I founded the Rana Tharu Welfare Forum (RWF) and sporadically engage with Rana Tharu Samaj. One of the objectives of RWF is to write about the Rana Tharus targeting Tharu and Tharu groups so that people have better understanding about Rana Tharus and the language. Some of my work has been published as op-eds and blogs:
- Five misconceptions about Rana Tharus – The Record 19 May 2022
- OPED about Rana Tharu: “The Identity Battle” 15 May 2012.
- Targeting children, I also initiated translation of stories in Rana language, first from the Rana Tharu community to translate stories like this one in Rana Tharu in StoryWeaver.
Through Rana Tharu societies we have been also advocating for the Rana Tharu language to be considered for mother-tongue based multilingual education.
RV: What is the current state of your language both online and offline?
BR: The official working language of Nepal is Nepali but the 2015 constitution provisions each province to choose one or more additional official working languages. Through Rana Tharu organizations we have been lobbying for Rana Tharu as an additional official working language in Sudurpaschim (far west) province of Nepal. The Language Commission of Nepal, on September 6, 2021, recommended 14 official languages for the different provinces of Nepal. The commission recommended Dotyali and Tharu for Sudurpaschim — Rana Tharus in Kanchanpur and Kailali are not happy with this recommendation, since the Tharu language is different from Rana Tharu.
Mother-tongue based multilingual education captures Rana Tharu up to grade three in Kailali and Kanchanpur districts.

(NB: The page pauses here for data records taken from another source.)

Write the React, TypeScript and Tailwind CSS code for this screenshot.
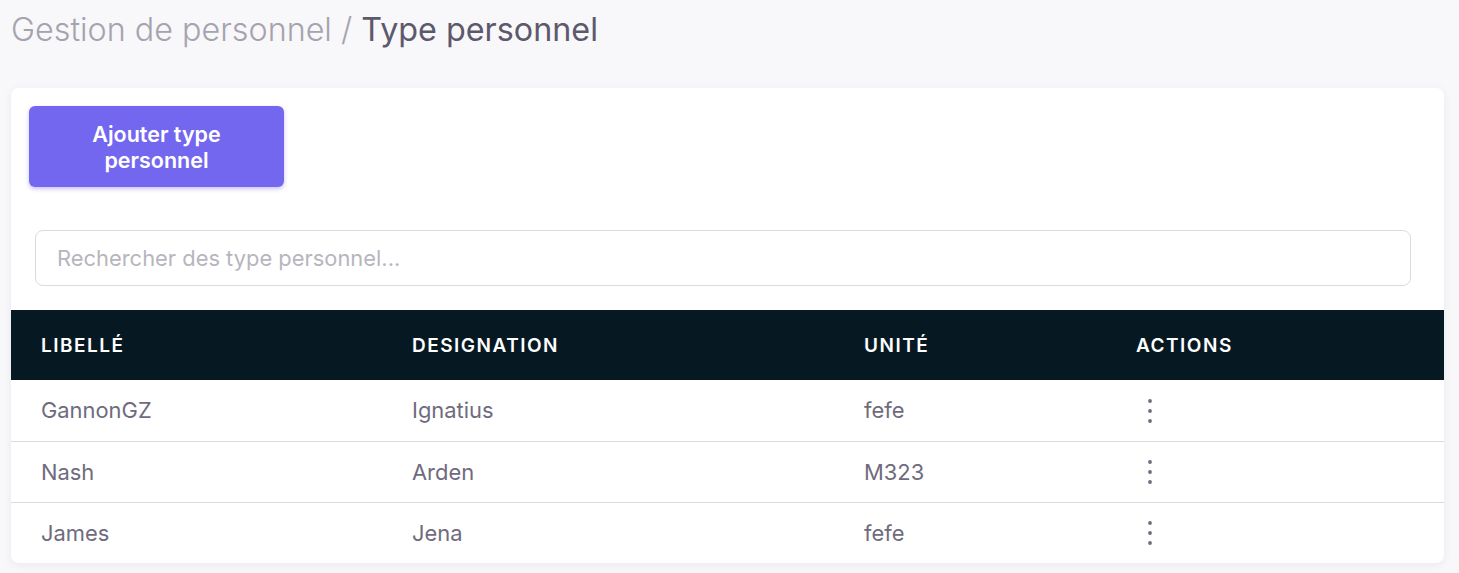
import { useState } from "react";

type Row = { libelle: string; designation: string; unite: string };

const rows: Row[] = [
  { libelle: "GannonGZ", designation: "Ignatius", unite: "fefe" },
  { libelle: "Nash", designation: "Arden", unite: "M323" },
  { libelle: "James", designation: "Jena", unite: "fefe" },
];

const cols = "grid grid-cols-[371px_452px_272px_1fr]";

function DotsIcon() {
  return (
    <svg width="6" height="26" viewBox="0 0 6 26" className="text-[#6f6b7d]">
      <circle cx="3" cy="3" r="1.9" fill="currentColor" />
      <circle cx="3" cy="13" r="1.9" fill="currentColor" />
      <circle cx="3" cy="23" r="1.9" fill="currentColor" />
    </svg>
  );
}

export default function App() {
  const [search, setSearch] = useState("");

  const filtered = rows.filter((r) =>
    (r.libelle + r.designation + r.unite).toLowerCase().includes(search.toLowerCase())
  );

  return (
    <main className="min-h-screen bg-[#f8f7fa] font-['Inter',sans-serif] pl-[11px] pr-[15px] pt-[9px] pb-[11px]">
      <h1 className="text-[32.3px] leading-[42px]">
        <span className="text-[#a5a3ae] font-light">Gestion de personnel / </span>
        <span className="text-[#5d596c] font-normal">Type personnel</span>
      </h1>

      <div className="mt-[37px] bg-white rounded-lg shadow-[0_2px_8px_rgba(75,70,92,0.08)] overflow-hidden">
        <div className="px-[18px] pt-[18px]">
          <button className="w-[255px] h-[81px] rounded-md bg-[#7367f0] text-white text-[21.5px] font-semibold leading-[26px] shadow-[0_2px_4px_rgba(115,103,240,0.4)]">
            Ajouter type
            <br />
            personnel
          </button>
        </div>

        <div className="pl-[24px] pr-[33px] pt-[43px] pb-[24px]">
          <input
            value={search}
            onChange={(e) => setSearch(e.target.value)}
            placeholder="Rechercher des type personnel..."
            className="w-full h-[56px] rounded-lg border border-[#dbdade] px-[21px] text-[21.9px] text-[#6f6b7d] placeholder:text-[#b7b5be] outline-none"
          />
        </div>

        <div className={`${cols} h-[70px] items-center pt-[2px] bg-[#061922] text-white text-[19px] font-semibold tracking-[1.5px] uppercase`}>
          <div className="pl-[30px]">Libellé</div>
          <div className="pl-[30px]">Designation</div>
          <div className="pl-[30px]">Unité</div>
          <div className="pl-[30px]">Actions</div>
        </div>

        {filtered.map((r, i) => (
          <div
            key={i}
            className={`${cols} h-[61px] items-center text-[21.9px] text-[#6f6b7d] ${i > 0 ? "border-t border-[#dbdade]" : ""}`}
          >
            <div className="pl-[30px]">{r.libelle}</div>
            <div className="pl-[30px]">{r.designation}</div>
            <div className="pl-[30px]">{r.unite}</div>
            <div className="pl-[41px] flex items-center">
              <DotsIcon />
            </div>
          </div>
        ))}
      </div>
    </main>
  );
}
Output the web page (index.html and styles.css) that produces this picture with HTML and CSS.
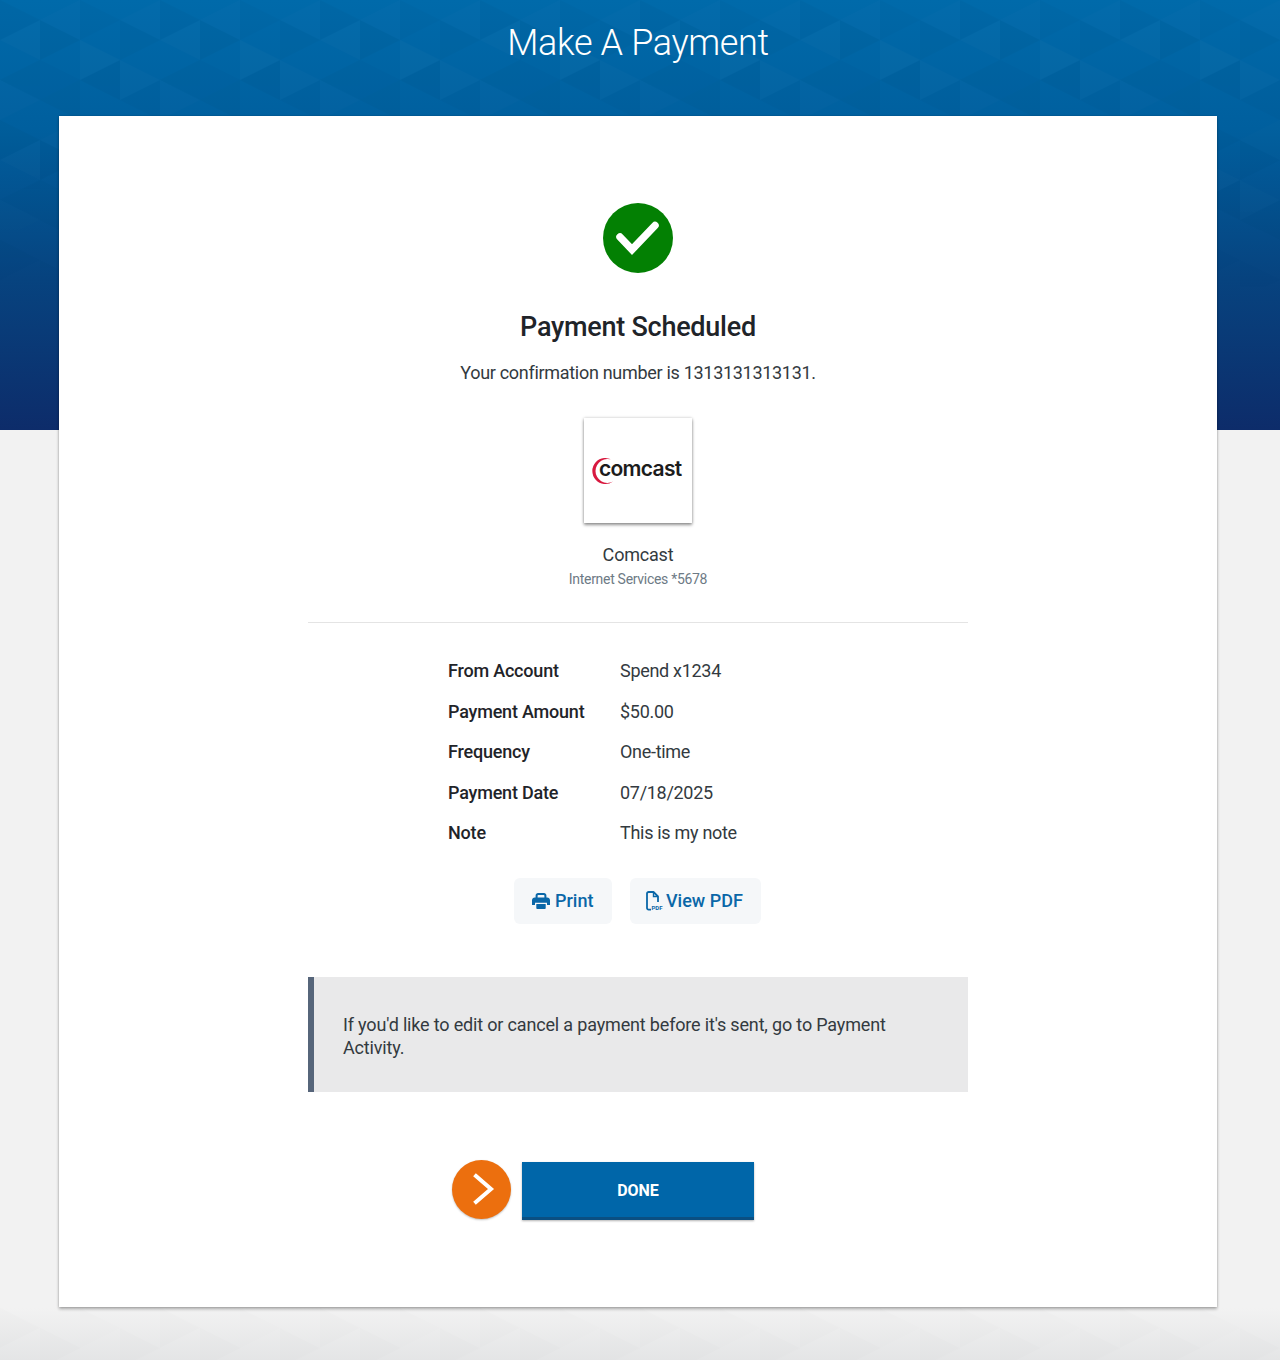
FILE: index.html
```html
<!DOCTYPE html>
<html lang="en">
<head>
    <meta charset="UTF-8">
    <meta name="viewport" content="width=device-width, initial-scale=1.0">
    <title>Make A Payment</title>
    <link rel="stylesheet" href="styles.css">
</head>
<body>
    <svg class="hero-bg" width="1280" height="430" aria-hidden="true">
        <defs>
            <linearGradient id="heroFill" x1="0" y1="0" x2="0" y2="1">
                <stop offset="0" stop-color="#006aaa"/>
                <stop offset="0.3" stop-color="#005f9e"/>
                <stop offset="0.65" stop-color="#07437f"/>
                <stop offset="1" stop-color="#0d2c6a"/>
            </linearGradient>
            <linearGradient id="heroFade" x1="0" y1="0" x2="0" y2="1">
                <stop offset="0" stop-color="#fff" stop-opacity="0.55"/>
                <stop offset="0.4" stop-color="#fff" stop-opacity="0.45"/>
                <stop offset="0.7" stop-color="#fff" stop-opacity="0"/>
            </linearGradient>
            <mask id="heroMask">
                <rect width="1280" height="430" fill="url(#heroFade)"/>
            </mask>
            <pattern id="tris" width="160" height="120" patternUnits="userSpaceOnUse">
                <polygon points="0,0 0,40 40,20" fill="#000" opacity="0.04"/>
                <polygon points="0,80 0,120 40,100" fill="#fff" opacity="0.025"/>
                <polygon points="40,20 40,60 0,40" fill="#fff" opacity="0.03"/>
                <polygon points="40,60 40,100 0,80" fill="#000" opacity="0.035"/>
                <polygon points="40,20 40,60 80,40" fill="#000" opacity="0.05"/>
                <polygon points="40,60 40,100 80,80" fill="#000" opacity="0.025"/>
                <polygon points="80,0 80,40 40,20" fill="#fff" opacity="0.025"/>
                <polygon points="80,80 80,120 40,100" fill="#000" opacity="0.04"/>
                <polygon points="80,0 80,40 120,20" fill="#000" opacity="0.03"/>
                <polygon points="80,40 80,80 120,60" fill="#fff" opacity="0.035"/>
                <polygon points="120,60 120,100 80,80" fill="#000" opacity="0.05"/>
                <polygon points="120,20 120,60 160,40" fill="#000" opacity="0.04"/>
                <polygon points="120,60 120,100 160,80" fill="#fff" opacity="0.03"/>
                <polygon points="160,0 160,40 120,20" fill="#fff" opacity="0.02"/>
                <polygon points="160,80 160,120 120,100" fill="#000" opacity="0.03"/>
            </pattern>
            <linearGradient id="footFill" x1="0" y1="0" x2="0" y2="1">
                <stop offset="0" stop-color="#e4e5e6" stop-opacity="0"/>
                <stop offset="1" stop-color="#e4e5e6"/>
            </linearGradient>
        </defs>
        <rect width="1280" height="430" fill="url(#heroFill)"/>
        <rect width="1280" height="430" fill="url(#tris)" mask="url(#heroMask)"/>
    </svg>
    <svg class="foot-bg" width="1280" height="52" aria-hidden="true">
        <rect width="1280" height="52" fill="url(#footFill)"/>
        <rect width="1280" height="52" fill="url(#tris)" opacity="0.2"/>
    </svg>

    <div class="page">
        <h1>Make A Payment</h1>

        <main class="card">
            <svg class="check" width="70" height="70" viewBox="0 0 70 70">
                <circle cx="35" cy="35" r="35" fill="#038003"/>
                <path d="M17 34 L29 46.5 L52 22.5" fill="none" stroke="#fff" stroke-width="7.5" stroke-linecap="round" stroke-linejoin="miter"/>
            </svg>

            <h2>Payment Scheduled</h2>
            <p class="confirm">Your confirmation number is 1313131313131.</p>

            <div class="logo-box">
                <svg class="logo-arc" width="26" height="28" viewBox="0 0 26 28">
                    <path d="M21 3.5 A13 13 0 1 0 21 24.5 A11.9 11.9 0 1 1 21 3.5 Z" fill="#d8193f"/>
                </svg>
                <span class="logo-text">comcast</span>
            </div>

            <div class="payee">Comcast</div>
            <div class="payee-sub">Internet Services *5678</div>

            <div class="divider"></div>

            <div class="details">
                <div class="detail-row"><strong>From Account</strong><span>Spend x1234</span></div>
                <div class="detail-row"><strong>Payment Amount</strong><span>$50.00</span></div>
                <div class="detail-row"><strong>Frequency</strong><span>One-time</span></div>
                <div class="detail-row"><strong>Payment Date</strong><span>07/18/2025</span></div>
                <div class="detail-row"><strong>Note</strong><span>This is my note</span></div>
            </div>

            <div class="actions">
                <button class="action print-btn" type="button">
                    <svg width="18" height="18" viewBox="0 0 18 18">
                        <path d="M3.6 7V3.4C3.6 1.9 4.7 1 6 1h6c1.3 0 2.4.9 2.4 2.4V7h-2V3.6c0-.4-.3-.7-.7-.7H6.300c-.4 0-.7.3-.7.7V7z" fill="#0a67a8"/>
                        <path d="M2.800 5.500h12.400C16.800 5.500 18 6.700 18 8.300V13h-3v-2.200H3V13H0V8.300C0 6.700 1.200 5.500 2.800 5.500z" fill="#0a67a8"/>
                        <path d="M4.300 12h9.400v4.200c0 .5-.4.800-.8.800H5.100c-.4 0-.8-.3-.8-.8z" fill="#0a67a8"/>
                    </svg>
                    Print
                </button>
                <button class="action pdf-btn" type="button">
                    <svg width="18" height="20" viewBox="0 0 18 20">
                        <path d="M5 18.600H2.600C1.700 18.600 1 17.900 1 17V2.600C1 1.700 1.700 1 2.600 1H7.500L12 5.500V11" fill="none" stroke="#0a67a8" stroke-width="1.800" stroke-linejoin="round"/>
                        <path d="M7.500 1V5.500H12" fill="none" stroke="#0a67a8" stroke-width="1.400"/>
                        <text x="5.500" y="18.800" class="pdf-tag">PDF</text>
                    </svg>
                    View PDF
                </button>
            </div>

            <div class="notice">If you'd like to edit or cancel a payment before it's sent, go to Payment Activity.</div>

            <div class="done-row">
                <div class="done-arrow">
                    <svg width="59" height="59" viewBox="0 0 59 59">
                        <path d="M24 16 L39 29 L24 42" fill="none" stroke="#fff" stroke-width="4" stroke-linecap="square"/>
                    </svg>
                </div>
                <button class="done-btn" type="button">DONE</button>
            </div>
        </main>
    </div>
</body>
</html>
```

FILE: styles.css
```css
html, body {
    margin: 0;
    padding: 0;
}
body {
    position: relative;
    width: 1280px;
    height: 1360px;
    overflow: hidden;
    background: #f2f2f2;
    font-family: Roboto, 'Liberation Sans', sans-serif;
    color: #333a40;
}
.hero-bg {
    position: absolute;
    top: 0;
    left: 0;
}
.foot-bg {
    position: absolute;
    bottom: 0;
    left: 0;
}
.page {
    position: relative;
    width: 1276px;
    display: flex;
    flex-direction: column;
    align-items: center;
}
h1 {
    margin: 0;
    height: 116px;
    line-height: 87px;
    font-size: 36px;
    font-weight: 300;
    letter-spacing: -0.35px;
    color: #fff;
    text-align: center;
}
.card {
    box-sizing: border-box;
    width: 1158px;
    height: 1191px;
    padding-top: 87px;
    background: #fff;
    box-shadow: 0 2px 3px rgba(0, 0, 0, 0.3), 0 0 2px rgba(0, 0, 0, 0.15);
    display: flex;
    flex-direction: column;
    align-items: center;
}
.check {
    display: block;
}
h2 {
    margin: 36px 0 0;
    font-size: 27px;
    line-height: 36px;
    font-weight: 500;
    letter-spacing: -0.25px;
    color: #1f2429;
}
.confirm {
    margin: 16px 0 0;
    font-size: 18px;
    line-height: 24px;
    letter-spacing: -0.3px;
}
.logo-box {
    box-sizing: border-box;
    width: 108px;
    height: 105px;
    margin-top: 33px;
    padding-left: 8px;
    background: #fff;
    box-shadow: 0 2px 3px rgba(0, 0, 0, 0.4), 0 0 3px rgba(0, 0, 0, 0.2);
    display: flex;
    align-items: center;
}
.logo-arc {
    flex: none;
    margin-right: -19px;
}
.logo-text {
    margin-top: -4px;
    font-family: Inter, sans-serif;
    font-size: 21px;
    font-weight: 600;
    letter-spacing: -0.7px;
    color: #1c1c1c;
}
.payee {
    margin-top: 20px;
    font-size: 18px;
    line-height: 24px;
    letter-spacing: -0.2px;
}
.payee-sub {
    margin-top: 3px;
    font-size: 14px;
    line-height: 18px;
    letter-spacing: -0.3px;
    color: #6d7a85;
}
.divider {
    width: 660px;
    height: 1px;
    margin-top: 34px;
    background: #e4e4e4;
}
.details {
    width: 380px;
    margin-top: 28px;
}
.detail-row {
    display: grid;
    grid-template-columns: 172px 1fr;
    height: 40.5px;
    line-height: 40px;
    font-size: 18px;
    letter-spacing: -0.3px;
}
.detail-row strong {
    font-weight: 500;
    letter-spacing: -0.2px;
    color: #1f2429;
}
.actions {
    display: flex;
    gap: 18px;
    margin: 24px 1px 0 0;
}
.action {
    display: flex;
    align-items: center;
    gap: 5px;
    height: 46px;
    border: none;
    border-radius: 6px;
    background: #f5f7f9;
    color: #0a67a8;
    font-family: inherit;
    font-size: 18px;
    font-weight: 500;
}
.print-btn {
    width: 98px;
    padding: 0 0 0 18px;
}
.pdf-btn {
    width: 131px;
    padding: 0 0 0 16px;
    gap: 2px;
}
.pdf-tag {
    font-size: 6px;
    font-weight: 700;
    fill: #0a67a8;
}
.notice {
    box-sizing: border-box;
    width: 660px;
    height: 115px;
    margin-top: 53px;
    padding: 36px 60px 0 29px;
    border-left: 6px solid #56657a;
    background: #e9e9ea;
    font-size: 18px;
    line-height: 23px;
    letter-spacing: -0.17px;
}
.done-row {
    display: grid;
    grid-template-columns: 1fr 232px 1fr;
    column-gap: 11px;
    align-items: center;
    width: 660px;
    margin-top: 70px;
}
.done-arrow {
    grid-column: 1;
    justify-self: end;
    width: 59px;
    height: 59px;
    border-radius: 50%;
    background: #ec6f0e;
    box-shadow: 0 1px 2px rgba(0, 0, 0, 0.25);
    margin-top: -2px;
}
.done-btn {
    grid-column: 2;
    box-sizing: border-box;
    height: 58px;
    padding-top: 4px;
    border: none;
    border-bottom: 3px solid #0a4f82;
    background: #0066a9;
    box-shadow: 0 1px 2px rgba(0, 0, 0, 0.3);
    color: #fff;
    font-family: inherit;
    font-size: 16px;
    font-weight: 700;
}
```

However, the textbooks are only available up to grade two. Textbooks for grades one and two are also falling short. The implementation aspect of mother-tongue based multilingual education is realistic, but it seems to not endure because it is not a priority of the state to develop textbooks and build teacher capacity.
RV: What are your motivations for seeing your language present in digital spaces?
BR: Understanding languages is one of the important factors to claim an identity. It must be visible and attractive online if we want to have a chance to preserve our language, identity, and culture.
RV: Describe some of the challenges that prevent your language from being fully utilized online?
BR: There are few digital initiatives to promote Rana Tharu language use, one of the major challenges is the dominance of Nepali and English languages. The quality of writing in Rana Tharu is equally important; for this we need to revive the Rana Tharu script (Unam is known as the main script guiding Rana Tharu language; however it is not that easily available). The Rana Tharu script can be a push and pull factor to enlarge the use of the language.
RV: What concrete steps do you think can be taken to encourage younger people to begin learning their language or keep using their language?
BR: Mother-tongue based multilingual education in Rana Tharu Language is one way to encourage younger people to begin learning. Rana Tharu as an additional official language in Province 7 (Sudurpaschim province) will help to enlarge its use and development. Writing in Rana Tharu language will also help widen the use of the language.